Samuel Gwijangge

Personal information
- Full name: Samuel Viktor Gwijangge
- Date of birth: 5 November 2001 (age 24)
- Place of birth: Nduga, Indonesia
- Height: 1.68 m (5 ft 6 in)
- Positions: Forward; left midfielder;

Team information
- Current team: PSBS Biak
- Number: 98

Senior career*
- Years: Team / Apps / (Gls)
- 2023–2024: Persipura Jayapura / 8 / (0)
- 2024–2025: Persijap Jepara / 12 / (1)
- 2025–: PSBS Biak / 14 / (0)

= Samuel Gwijangge =

Indonesian footballer (born 2001)

Samuel Viktor Gwijangge (born 5 November 2001) is an Indonesian professional footballer who plays as a forward or left midfielder for Championship club PSBS Biak.

==Club career==
Gwijangge began his professional career in his home region of Papua, playing for the Persipura U-18 in the 2019-2020 season.
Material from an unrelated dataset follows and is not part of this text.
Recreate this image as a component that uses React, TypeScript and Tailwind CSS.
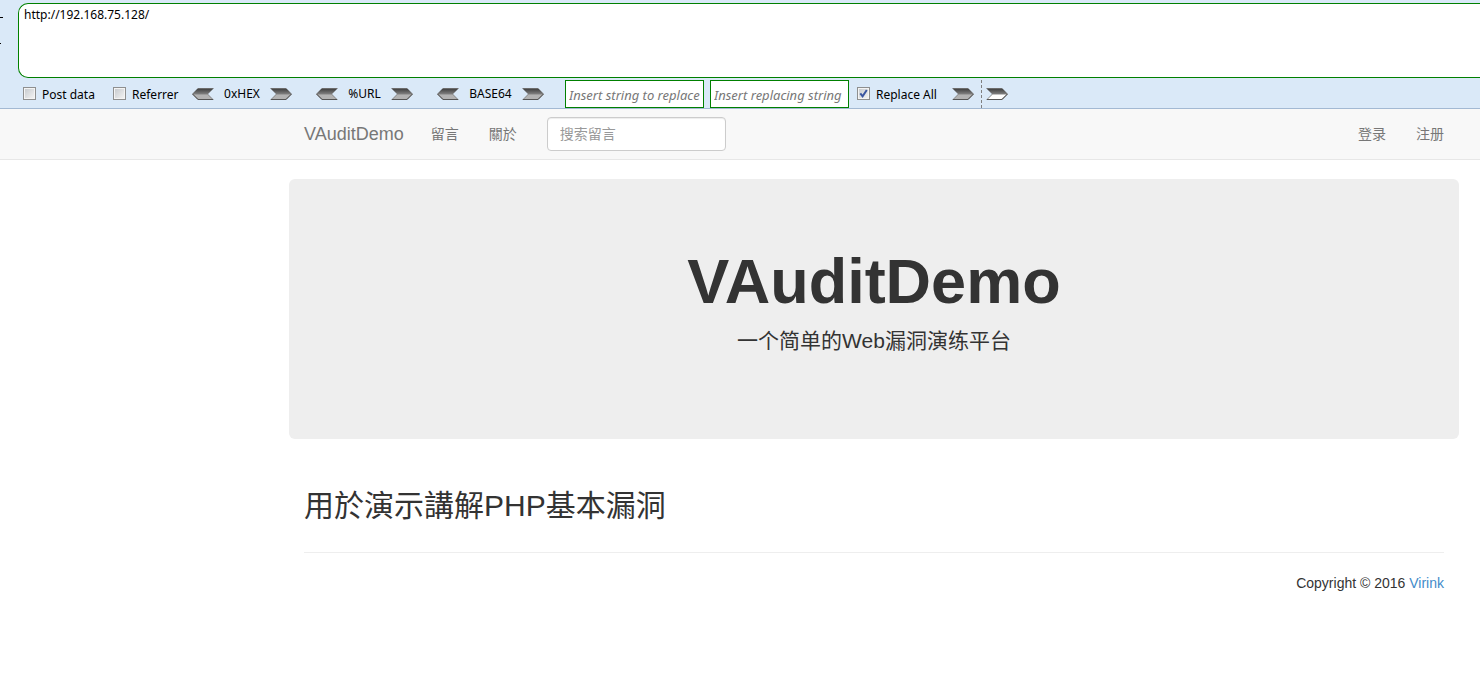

In the 2021 Liga 3 Papua semi-final, he played for Toli F.C. against Dogiyai FC, where he scored two goals. He also played in the final where the team defeated Persigubin.

===Persipura Jayapura===
He joined Persipura Jayapura during their campaign in the 2022–23 Liga 2, though he fell ill during that season. He registered 8 appearances for the team as a versatile attacker in the 2023–24 season.

===Persijap Jepara===
In early 2024, Gwijangge moved to Central Java-based club Persijap Jepara for the second half of the domestic league season. He earned regular minutes on the wings and upfront, scoring his first professional goal during his 12 appearances with the club.

===PSBS Biak===
On 31 July 2025, Gwijangge signed with newly-promoted Super League side PSBS Biak for the top-flight season, securing the shirt number 98. He made his competitive top-tier debut in the Super League and functioned heavily as a left-sided midfielder, accumulation over 340 minutes of game time in his first full year with the team.

==Personal life==
Samuel is the older brother of the Indonesian youth national team player, Iqbal Gwijangge.